Now Nietzsche is confronted with his own philosophy. He sees that in such a world ruled by the law of the jungle, he is doomed to be a victim in unbearable suffering. He would give anything to get out, yet he cannot do so until he genuinely repents. He connects his own false thinking with the unbearable pain that he is suffering, and so decides that it is better to leave than to stay. He yells out, "I repent!" And the angel immediately frees him from the bonds of Genghis Khan and his band of marauders.
Yet Nietzsche is not immediately taken into heaven, since after all, his character is not changed. No, he is taken into some liminal, purgatorial place where he must be taught and his character must be developed so as to be worthy of God's presence. In this place he will experience many difficulties, he will be forced to confront himself and his constructed identity, to give up many false notions he previously believed, and it may take him a long time ever to leave it. Still, in his mind, hell is the last place he'd ever want to go, because it has become connected with the experience of horrific, unbearable misery at the hands of the godless.
In such a case, Nietzsche's moral development is a slow and gradual one, sparked first by an association of a certain course of action (or thought) with pain. It is similar to the moral education of children, who first learn by associating actions with pain and later come to develop more sophisticated moral sentiments. Yet his moral development is certainly going to go in only one direction, because backsliding into hell is no longer an option.
Jerry Walls suggests that repentance under unbearable misery is never genuine. Yet suppose that after many eons spent in purgatory after his horrific experiences in hell, Nietzsche comes to be totally and freely transformed, eventually enjoying God's presence in the kingdom of heaven. Why shouldn't we consider such repentance genuine, even if it were caused initially by unbearable suffering?
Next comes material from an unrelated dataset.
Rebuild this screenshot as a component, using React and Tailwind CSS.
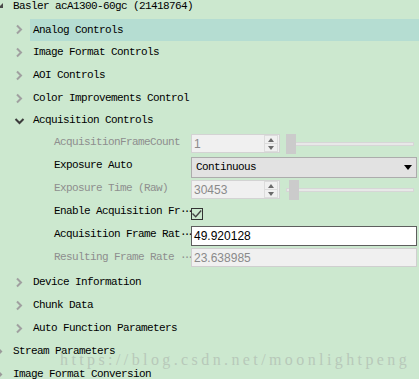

His repentance was gradual, a lengthy process, but no less genuine for that reason. Neither is it any less genuine because it was occasioned by an experience of unbearable suffering for which -- thank God -- there was an escape.
Walls may respond that God restrains the freedom of some persons in hell in order to prevent others from suffering unbearably. But this is problematic on two counts. First, if unbearable suffering can lead to free, genuine repentance, and if God desires the salvation of those in hell, why shouldn't he permit it? God clearly permits people to suffer unbearably on this side of the grave, where we do not know if it is for their salvation or not. But secondly, God's restraining the freedom of some individuals may make their suffering unbearable.
Imagine Genghis Khan and his marauders want nothing more than to raid and torture and pillage in hell. So God puts them in a cage that restrains them. Yet Khan does not want any less to do various violent things, and perhaps the cage even provokes his ire even more so. When he sees that there is no leaving the cage, Khan's rage may be so great as to make his existence unbearable. It may drive him insane, compromising his freedom in choosing to remain in hell. Or he may prefer to die than to be restrained in this manner, and so he attempts to kill himself -- only to find that, with his immortal resurrection body, he cannot die. In any case, as soon as he judges it preferable to die than to continue living, he by definition is undergoing unbearable suffering. In this way, we can see that God might not be able to prevent unbearable suffering in hell, even if he restrains the freedom of some.
Or consider the case of a womanizer who wants to give free reign to his lusts. Eventually he becomes violent in his treatment of damned women. In order to prevent the suffering of these women from becoming unbearable, God restrains the womanizer. But his lusts are growing and are not satisfied, and so his desire soon controls his consciousness. Because it is increasingly powerful yet frustrated, the womanizer either goes insane or else judges it better to die than to remain in hell. At this point his suffering is unbearable, and when he sees that death is not an option, he will want to leave. Thus the possibility of eventual genuine repentance is opened to him.
Of course these situations are horrific, but that is the nature of hell. Sinners getting what they wanted all along, as C.S. Lewis said -- and it just so happens that some sinners are truly monsters. These persons will either make hell unbearable for others, or else it will quickly become unbearable for them as they are restrained in their evil. In either case, we can see how sinners would learn from their experiences and begin a long and painful journey to genuine repentance and salvation.